INFORMATION, for a second offence in illegally keeping for sale spirituous liquor. Trial by jury and verdict of guilty. Transferred from the April term, 1906, of the superior court upon a bill of exceptions allowed by Pike, J.
The state submitted evidence of the keeping for sale and of the prior conviction. The jury were instructed that they must acquit the defendant unless they were satisfied of his guilt beyond a reasonable doubt by a consideration of the testimony relating to the keeping for sale. After the jury rendered the verdict and before they left their seats, the defendant's counsel moved that the court inquire of them whether they had considered the former conviction as evidence of the subsequent offence charged in the information, but offered no testimony in support of the motion other than his assertion that he thought so. The court declined to make the inquiry, and the defendant excepted.

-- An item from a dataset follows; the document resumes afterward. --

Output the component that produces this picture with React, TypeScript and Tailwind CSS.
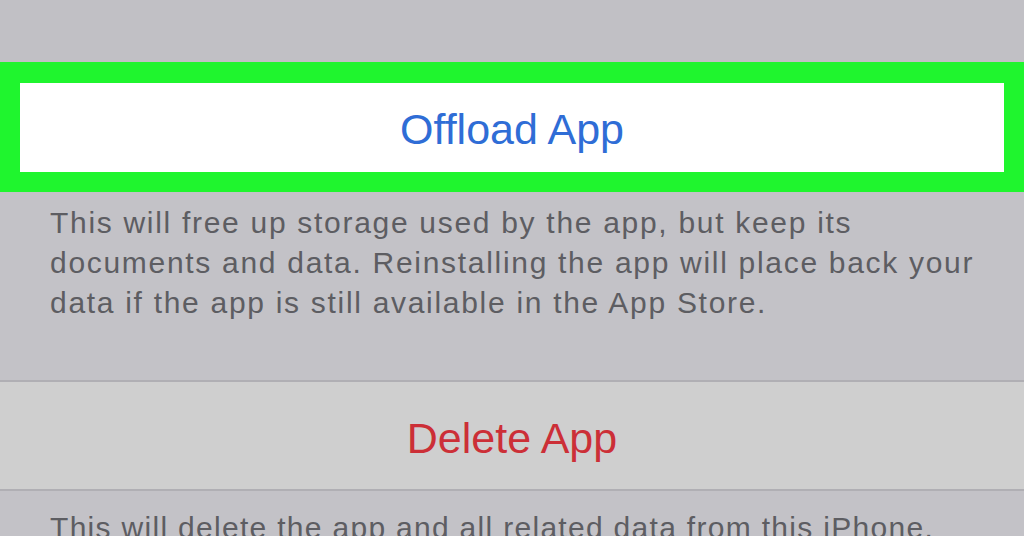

Subsequently, after the jury had been discharged from further attendance at the term, the defendant renewed his motion and also moved that the verdict be set aside, and submitted the affidavit of his counsel, in which were the following statements: "I overheard some of the matters discussed by the jury while considering the case. . . . I overheard the following words: `Well, now, there is the first conviction.' . . . I believe that in the finding . . . they considered as evidence the fact that Joel Frazier was previously convicted of the offence of illegally selling liquor." The motions were denied, and the defendant excepted.
Orville E. Cain, solicitor, for the state.
Joseph Madden, for the defendant.
The defendant's exceptions are to decisions of the superior court upon questions of fact, and raise no questions of law. Dearborn v. Newhall, 63 N.H. 301. The case differs from Winslow v. Smith, ante, 65, in that the court exercised his discretion, and, so far as appears, properly. It cannot be held as matter of law that the testimony contained in the affidavit submitted to the court outweighed all the other testimony that was before him, especially in view of its indefiniteness and the manner in which it was obtained.
Exceptions overruled.
All concurred.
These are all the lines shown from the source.